Beckett’s prose work displays a similarly obsessive repetition, with facsimiles of phrases and characters recurring as the author circled around themes of human loneliness and isolation. S.E. Gontarski describes Beckett body of work as a process of distillation through which “novels were often reduced to stories, stories pared to fragments, first abandoned then unabandoned and ‘completed’ through the act of publication.”
When Lindsay first paired the two artists in 1972, Beckett suggested that they work with the text of Waiting for Godot. Johns rejected the idea, preferring to work with unpublished (i.e. uncompleted) material (we can imagine Beckett’s words fizzling in that unbridgeable gulf in one of the few photos of the pair). Instead, Beckett sent Johns collection of eight prose poems that were eventually published on their own 1976, the same year Petersburg Press produced 250 limited edition copies of Foirades/Fizzles. So much for using exclusive, unpublished work.
Johns selected five of Beckett’s eight fizzles, and then turned to a previous creation of his own. Untitled (1972) is a 6 foot tall panorama of four discrete panels—one of a crosshatching motif that appears in much of Johns’ repertoire, two with flagstone imagery, and a fourth with plaster casts of human body parts mounted on wooden slats and affixed to the canvas. For the Petersburg book, Johns created a series of etchings that refract and rearrange the elements of Untitled (1972): variations on the crosshatchings, obsessively re-printed flagstones, and the body parts of the fourth panel rendered with different textures, contrasts, and scales. To introduce each fizzle, Johns also created stencils of the numbers one through five, a motif that he had been reshaping in paintings and prints for the past 10 years.
Scholars have devoted reams of paper to naming the precise logic that guided Johns in his obsessive duplication of the images in Foirades/Fizzles. “Above all,” says Richard Field, “Johns wished to demonstrate that the four panels [of Untitled (1972)] were not a totally arbitrary assemblage.” As if somehow, by creating variations on these motifs and by pairing them with further discontinuous texts, the reader might be able to invent the pathways that traverse the gulf between the four discrete panels. But whatever hope of clear insight we may have, the book refuses to supply the satisfying synthesis. As Rothfuss notes, when we linger too long amidst the handmade pages of Foirades/Fizzles, “we are left with a vague sense of something amiss.”
The three slideshows in the blog post represent an attempt to trace down the echoes of the fizzled collaboration between Johns and Beckett: the three fizzles omitted from Foirades/Fizzles, paired with other Johns experiments with the imagery from Untitled (1972) and from his settings of numbers.
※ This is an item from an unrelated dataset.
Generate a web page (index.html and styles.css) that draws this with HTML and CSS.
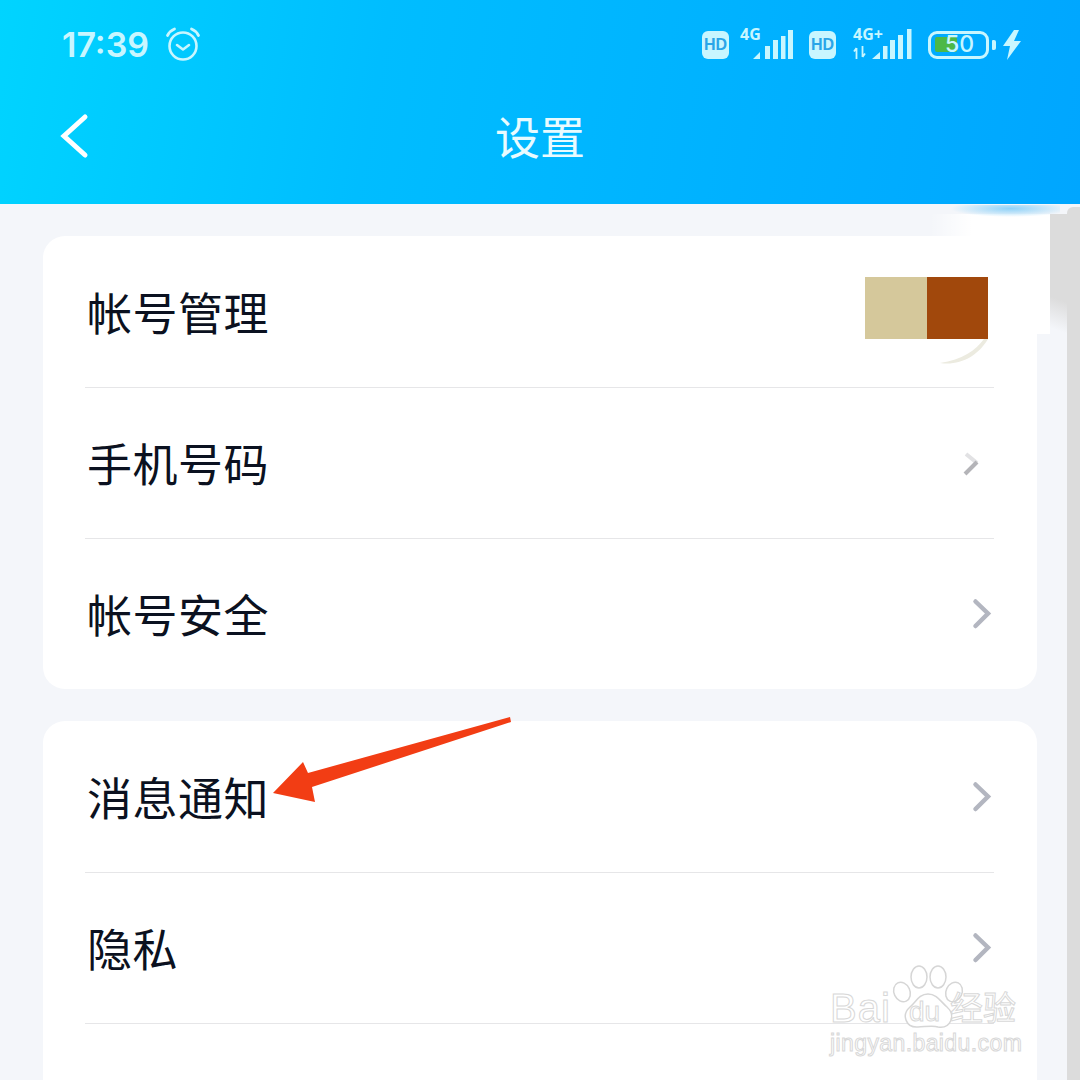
FILE: index.html
```html
<!DOCTYPE html>
<html lang="zh-CN">
<head>
  <meta charset="UTF-8" />
  <meta name="viewport" content="width=device-width, initial-scale=1.0" />
  <title>设置</title>
  <link rel="stylesheet" href="styles.css">
</head>
<body>
  <header class="top">
    <div class="status">
      <div class="status-left">
        <span class="time">17:39</span>
        <svg class="alarm" width="36" height="36" viewBox="0 0 36 36" fill="none" stroke="#c8f6ff" stroke-linecap="round">
          <circle cx="18" cy="20" r="13.5" stroke-width="2.6"/>
          <path d="M12 19l6 4.500 6-4.500" stroke-width="2.6" stroke-linejoin="round"/>
          <path d="M2.500 9.500C4 6.500 6.500 4.200 9.500 3M33.500 9.500C32 6.500 29.500 4.200 26.500 3" stroke-width="2.8"/>
        </svg>
      </div>
      <div class="status-right">
        <span class="hd">HD</span>
        <svg class="net net-a" width="54" height="40" viewBox="0 -6 54 40" fill="#c8f6ff">
          <text x="0" y="14" class="net-text">4G</text>
          <path d="M13 33l7-7v7zM25 33V20h5v13zM33 33V14h5v19zM41 33V10h4.500v23zM48 33V4h5v29z"/>
        </svg>
        <span class="hd">HD</span>
        <svg class="net net-b" width="60" height="40" viewBox="0 -6 60 40" fill="#c8f6ff">
          <text x="0" y="14" class="net-text">4G+</text>
          <path d="M3.500 33v-11M3.500 22l-2.500 3.500M9.500 20v11M9.500 31l2.500-3.500" fill="none" stroke="#c8f6ff" stroke-width="1.800"/>
          <path d="M19 33l8-7v7zM30 33V20h4.500v13zM37 33V14h5v19zM45 33V9h5v24zM54 33V3h4.500v30z"/>
        </svg>
        <div class="battery">
          <div class="battery-body">
            <div class="battery-fill"></div>
            <span class="battery-num">50</span>
          </div>
          <div class="battery-nub"></div>
        </div>
        <svg class="bolt" width="18" height="30" viewBox="0 0 18 30" fill="#c8f6ff">
          <path d="M11 0L0 16h7L4 30 18 11h-7l5-11z"/>
        </svg>
      </div>
    </div>
    <div class="navbar">
      <svg class="back" width="34" height="52" viewBox="0 0 34 52" fill="none" stroke="#fff" stroke-width="5" stroke-linecap="round">
        <path d="M27 7L6 26l21 19"/>
      </svg>
      <h1 class="title">设置</h1>
    </div>
  </header>

  <!-- retouched corner, sits behind the first card -->
  <div class="patch"></div>
  <div class="smudge"></div>
  <div class="scroll-shade"></div>
  <div class="scrollbar"></div>

  <main class="content">
    <section class="card">
      <div class="row">
        <span class="label">帐号管理</span>
        <div class="avatar">
          <i class="avatar-a"></i><i class="avatar-b"></i>
          <svg class="avatar-rest" width="52" height="26" viewBox="0 0 52 26" fill="#ecebe0">
            <path d="M48 0C40 11 26 21 4 24 24 27 42 17 52 0z"/>
          </svg>
        </div>
      </div>
      <div class="row">
        <span class="label">手机号码</span>
        <svg class="chev chev-faint" width="20" height="24" viewBox="0 0 20 24" fill="none" stroke-width="4">
          <path d="M5 2l11 9" stroke="#e2e2e4"/>
          <path d="M16 10L4 22" stroke="#b4b4b8"/>
        </svg>
      </div>
      <div class="row">
        <span class="label">帐号安全</span>
        <svg class="chev" width="20" height="32" viewBox="0 0 20 32" fill="none" stroke="#b3b6c0" stroke-width="4.500" stroke-linecap="round"><path d="M3.500 3.500L16 15.500 3.500 28"/></svg>
      </div>
    </section>
    <section class="card">
      <div class="row">
        <span class="label">消息通知</span>
        <svg class="chev" width="20" height="32" viewBox="0 0 20 32" fill="none" stroke="#b3b6c0" stroke-width="4.500" stroke-linecap="round"><path d="M3.500 3.500L16 15.500 3.500 28"/></svg>
      </div>
      <div class="row">
        <span class="label">隐私</span>
        <svg class="chev" width="20" height="32" viewBox="0 0 20 32" fill="none" stroke="#b3b6c0" stroke-width="4.500" stroke-linecap="round"><path d="M3.500 3.500L16 15.500 3.500 28"/></svg>
      </div>
      <div class="row"></div>
    </section>
  </main>

  <svg class="arrow" width="250" height="100" viewBox="0 0 250 100" fill="#f23d14">
    <path d="M3 76L33 45 38 56 240 0 241 5 42 70 45 85z"/>
  </svg>
  <div class="mark">
    <svg class="paw" width="76" height="70" viewBox="0 0 76 70" fill="#fff" stroke="#d6d6d6" stroke-width="1.500">
      <ellipse cx="12" cy="28" rx="8" ry="10" transform="rotate(-25 12 28)"/>
      <ellipse cx="29" cy="13" rx="8" ry="11"/>
      <ellipse cx="48" cy="13" rx="8" ry="11"/>
      <ellipse cx="64" cy="28" rx="8" ry="10" transform="rotate(25 64 28)"/>
      <path d="M38 30c-9 0-12 8-18 13-9 8-4 21 8 20 6 0 15-2 20 0 13 2 18-12 9-20-6-5-10-13-19-13z"/>
    </svg>
    <div class="mark-top"><span class="mark-bai">Bai</span><span class="mark-du">du</span><span class="mark-cn">经验</span></div>
    <div class="mark-url">jingyan.baidu.com</div>
  </div>
</body>
</html>
```

FILE: styles.css
```css
* {
  box-sizing: border-box;
}
html, body {
  margin: 0;
  height: 1080px;
  overflow: hidden;
}
body {
  position: relative;
  background-color: #f4f6fa;
  font-family: "Noto Sans CJK SC", "Noto Sans", sans-serif;
}
.top {
  height: 204px;
  background: linear-gradient(100deg, #00d4ff 0%, #00bdff 35%, #00a6ff 100%);
}
.status {
  height: 88px;
  padding: 26px 59px 0 62px;
  display: flex;
  justify-content: space-between;
  align-items: flex-start;
}
.status-left {
  display: flex;
  align-items: center;
  gap: 16px;
}
.time {
  font-family: Inter, sans-serif;
  font-size: 34px;
  font-weight: 600;
  line-height: 38px;
  color: #c8f6ff;
}
.alarm {
  margin-top: -2px;
}
.status-right {
  display: flex;
  align-items: flex-start;
}
.hd {
  width: 27px;
  height: 28px;
  margin-top: 5px;
  border-radius: 6px;
  background: #c8f6ff;
  color: #2aa5e8;
  font: 700 16px/28px "Liberation Sans", sans-serif;
  text-align: center;
}
.net {
  margin-top: -6px;
}
.net-a {
  margin-left: 11px;
  margin-right: 15px;
}
.net-b {
  margin-left: 17px;
  margin-right: 15px;
}
.net-text {
  font: 700 16px "Open Sans", sans-serif;
}
.battery {
  display: flex;
  align-items: center;
  gap: 3px;
  margin-top: 5px;
}
.battery-body {
  position: relative;
  width: 61px;
  height: 28px;
  border: 3.5px solid #c8f6ff;
  border-radius: 9px;
}
.battery-fill {
  width: 22px;
  height: 15px;
  margin: 3px 0 0 3.500px;
  background: #4cb848;
  border-radius: 2px;
}
.battery-num {
  position: absolute;
  left: 14px;
  top: -4px;
  font: 500 23px/28px Inter, sans-serif;
  color: #c8f6ff;
}
.battery-nub {
  width: 4px;
  height: 10px;
  border-radius: 1px 2px 2px 1px;
  background: #c8f6ff;
}
.bolt {
  margin: 4px 0 0 7px;
}
.navbar {
  position: relative;
  height: 100px;
  margin-top: -2px;
  display: flex;
  align-items: center;
  justify-content: center;
}
.back {
  position: absolute;
  left: 58px;
  top: 24px;
}
.title {
  margin: 0;
  font-size: 45px;
  font-weight: 400;
  line-height: 100px;
  color: #e8fbff;
}
.content {
  position: relative;
  height: 876px;
  overflow: hidden;
  padding: 32px 43px 0;
  display: flex;
  flex-direction: column;
  gap: 32px;
}
.card {
  flex: none;
  background: #fff;
  border-radius: 22px;
  padding: 0 43px 0 42px;
}
.row {
  height: 151px;
  display: flex;
  align-items: center;
  justify-content: space-between;
  padding: 0 2px 0 3px;
  border-top: 1px solid #e6e6e8;
}
.card .row:first-child {
  border-top: 0;
}
.label {
  margin-left: -1px;
  font-size: 45px;
  letter-spacing: 0.5px;
  line-height: 60px;
  color: #0b1120;
}
.avatar {
  position: relative;
  display: flex;
  margin: 0 4px 8px 0;
}
.avatar i {
  display: block;
  height: 62px;
}
.avatar-a {
  width: 62px;
  background: #d5c89b;
}
.avatar-b {
  width: 61px;
  background: #a1480c;
}
.avatar-rest {
  position: absolute;
  right: 0;
  top: 62px;
}
.chev-faint {
  margin-right: 11px;
  margin-top: 2px;
}
.patch {
  position: absolute;
  left: 930px;
  top: 214px;
  width: 120px;
  height: 120px;
  background: linear-gradient(90deg, rgba(255, 255, 255, 0), #fff 35%);
}
.smudge {
  position: absolute;
  left: 950px;
  top: 205px;
  width: 110px;
  height: 12px;
  background: radial-gradient(ellipse at 55% 30%, #8fd2f8, rgba(244, 246, 250, 0) 70%);
}
.scroll-shade {
  position: absolute;
  left: 1050px;
  top: 214px;
  width: 17px;
  height: 120px;
  background: linear-gradient(200deg, #dcdcdc 70%, rgba(220, 220, 220, 0) 95%);
}
.scrollbar {
  position: absolute;
  left: 1067px;
  top: 207px;
  width: 13px;
  height: 873px;
  border-top-left-radius: 6px;
  background: #dcdcdc;
}
.arrow {
  position: absolute;
  left: 270px;
  top: 717px;
}
.mark {
  position: absolute;
  left: 830px;
  top: 964px;
  width: 192px;
  height: 92px;
  color: transparent;
  -webkit-text-stroke: 1px #d8d8d8;
  font-family: "Liberation Sans", sans-serif;
}
.paw {
  position: absolute;
  left: 60px;
  top: 0;
}
.mark-top {
  position: absolute;
  left: 0;
  top: 22px;
  display: flex;
  align-items: center;
  font-size: 40px;
  line-height: 44px;
}
.mark-bai {
  width: 62px;
  letter-spacing: 1px;
}
.mark-du {
  position: relative;
  margin-left: 17px;
  width: 41px;
  top: 4px;
  font-size: 28px;
}
.mark-cn {
  position: relative;
  top: -2px;
  font: 400 33px/44px "Noto Sans CJK SC", sans-serif;
}
.mark-url {
  position: absolute;
  left: 0;
  top: 66px;
  font-size: 23px;
  line-height: 26px;
  letter-spacing: 0.4px;
}
```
They remind us that the sense of something amiss generated within Foirades/Fizzles also reverberates outwards, recycled again and again in image and text. Or, as one of the fizzles describes:
"Then the echo is heard, as loud at first as the sound that woke it and repeated sometimes a good score of times, each time a little weaker, no, sometimes louder than the time before, till finally it dies away."